INVESTORS took positions on Nickel Asia Corp. following the news of Indonesia’s ban on nickel exports, in which the company is seen to benefit in increase ore production in order to supply the market demand.

A total of P3.063 billion worth of 706.93 million shares were traded from Sept. 2-6, data from the Philippine Stock Exchange (PSE) showed. This made Nickel Asia the most active stock last week.

Shares closed at P4.32 apiece on Friday, up 57.7% week on week from the P2.74 finish on Aug. 30. For the year, the stock has gained 94.6%.

“The stock drew attention following a reported plan of the Indonesian government to impose a ban on its nickel exports next year, which will give a squeeze to supply. [Nickel Asia] is one of the largest nickel miners in the country,” said Philstocks Financial, Inc. Research Head Justino B. Calaycay, Jr. in an e-mail.




Unicapital Securities, Inc. technical analyst Cristopher Adrian T. San Pedro also said that traders and investors bought Nickel Asia shares on the news of Indonesia’s ban on nickel exports, which could “lead to the shortage of minerals and nickel price surge in the global market.”

In addition, Mr. San Pedro noted the possible closure of a plant owned by Metallurgical Corp. of China (MCC) that spilled mine waste into Papua New Guinea’s Basamuk bay.

“[The news of the possible closure] is getting the local and foreign investors to become excited as they pick the Philippines as the next alternative for the source global nickel demand,” Mr.
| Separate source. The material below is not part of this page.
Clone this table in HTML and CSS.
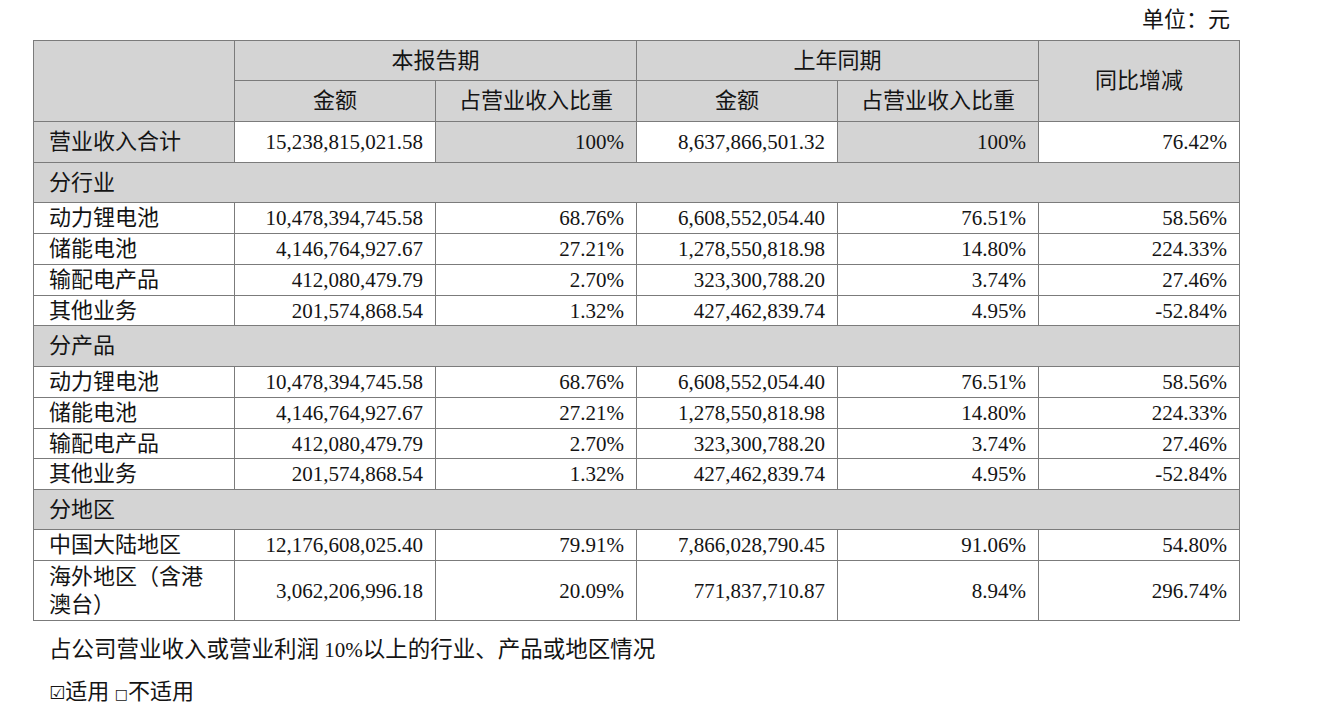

San Pedro said in a separate e-mail.

A nickel processing plant owned by Metallurgical Corp. of China, a unit of China Minmetals, is facing the threat of closure following reports of the plant’s waste spilling into the Basamuk Bay in Papua New Guinea, according to a report by Reuters.
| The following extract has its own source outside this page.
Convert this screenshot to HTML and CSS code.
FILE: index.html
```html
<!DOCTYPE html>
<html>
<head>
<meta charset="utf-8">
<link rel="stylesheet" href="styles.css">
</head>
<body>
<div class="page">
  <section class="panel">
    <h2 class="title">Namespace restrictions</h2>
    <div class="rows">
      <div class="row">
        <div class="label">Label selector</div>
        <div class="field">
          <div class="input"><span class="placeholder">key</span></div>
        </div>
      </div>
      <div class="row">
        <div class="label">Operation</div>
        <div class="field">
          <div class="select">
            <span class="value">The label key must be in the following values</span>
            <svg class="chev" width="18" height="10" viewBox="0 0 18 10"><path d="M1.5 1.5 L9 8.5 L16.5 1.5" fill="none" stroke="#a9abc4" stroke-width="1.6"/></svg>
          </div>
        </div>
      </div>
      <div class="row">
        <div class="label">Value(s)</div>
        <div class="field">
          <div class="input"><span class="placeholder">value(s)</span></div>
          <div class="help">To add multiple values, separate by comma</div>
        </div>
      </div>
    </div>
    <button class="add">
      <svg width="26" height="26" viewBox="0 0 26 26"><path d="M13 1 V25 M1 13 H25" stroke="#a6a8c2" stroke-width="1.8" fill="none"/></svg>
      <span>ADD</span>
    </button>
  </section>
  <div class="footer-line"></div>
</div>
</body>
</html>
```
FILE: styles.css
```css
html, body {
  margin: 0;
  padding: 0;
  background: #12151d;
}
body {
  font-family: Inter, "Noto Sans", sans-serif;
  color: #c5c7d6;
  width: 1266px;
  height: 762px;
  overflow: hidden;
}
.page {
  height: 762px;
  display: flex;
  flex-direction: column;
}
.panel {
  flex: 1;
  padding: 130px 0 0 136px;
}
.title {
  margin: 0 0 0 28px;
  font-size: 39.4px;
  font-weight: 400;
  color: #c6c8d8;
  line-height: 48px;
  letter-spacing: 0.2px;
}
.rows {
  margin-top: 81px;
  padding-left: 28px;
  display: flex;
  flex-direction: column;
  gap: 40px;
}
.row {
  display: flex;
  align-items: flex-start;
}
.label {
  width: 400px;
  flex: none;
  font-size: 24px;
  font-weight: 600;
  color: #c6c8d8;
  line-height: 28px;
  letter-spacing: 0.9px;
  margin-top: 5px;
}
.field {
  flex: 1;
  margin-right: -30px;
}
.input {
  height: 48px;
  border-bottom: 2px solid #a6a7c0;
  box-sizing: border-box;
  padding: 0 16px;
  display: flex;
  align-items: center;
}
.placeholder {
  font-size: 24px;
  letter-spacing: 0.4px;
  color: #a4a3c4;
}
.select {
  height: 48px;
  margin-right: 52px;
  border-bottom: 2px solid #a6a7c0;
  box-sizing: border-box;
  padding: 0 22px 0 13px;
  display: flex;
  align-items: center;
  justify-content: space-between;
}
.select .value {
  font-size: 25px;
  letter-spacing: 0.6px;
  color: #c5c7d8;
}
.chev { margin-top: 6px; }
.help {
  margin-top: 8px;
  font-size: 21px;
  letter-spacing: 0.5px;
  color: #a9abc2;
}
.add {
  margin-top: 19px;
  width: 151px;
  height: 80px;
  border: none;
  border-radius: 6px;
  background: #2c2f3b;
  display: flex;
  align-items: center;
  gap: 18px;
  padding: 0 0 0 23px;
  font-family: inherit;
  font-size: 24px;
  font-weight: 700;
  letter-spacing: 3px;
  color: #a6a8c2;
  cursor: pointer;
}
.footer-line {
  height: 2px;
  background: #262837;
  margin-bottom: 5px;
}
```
Meanwhile, Indonesia announced last Monday that they would stop nickel ore exports starting Jan. 1, 2020, which is two years earlier than earlier announced, in an effort to produce its own resources at home.
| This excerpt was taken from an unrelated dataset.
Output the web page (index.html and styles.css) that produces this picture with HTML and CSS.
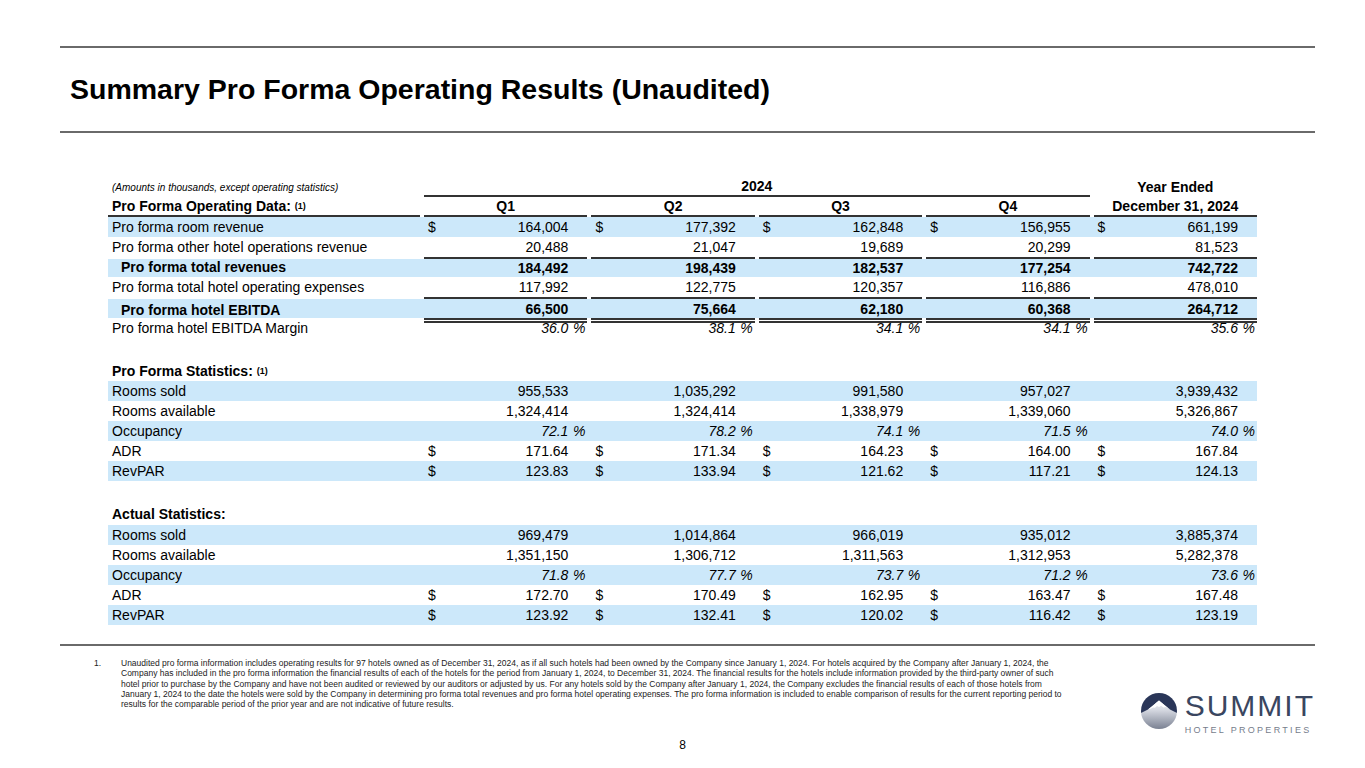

The move is seen to increase nickel production in the Philippines. The country is the world’s second-biggest supplier, estimated to account for a fifth of the global mined nickel supply only next to Indonesia. Of this, Nickel Asia accounts for about half of the Philippines’ nickel ore output.

Nickel Asia reported an attributable income of P566.11 million in the second quarter, 39.4% lower than P934.28 million in the same period in 2018. For the first half, attributable income is P713.75 million, 48.7% than P1.39 billion in 2018’s comparable six months.

“Numbers have been relatively flat to negative for [Nickel Asia], and if the ban does come around, we may see an improvement in its numbers going forward,” Philstocks’ Mr. Calaycay said.

However, he cautioned that this “knee-jerk” reaction in its share price “may need something more concrete than this news to keep it moving higher.”

For Unicapital’s Mr. San Pedro: “The stock is a potential trend reversal candidate as we head towards the fourth quarter. Support is expected at P4.00 and P4.11 while resistance is at P4.69 and P5.10.”

“I expect the stock to remain bullish with a target of P5.74 and P6.00 for as long as it holds above P4.00 in the short term,” he added.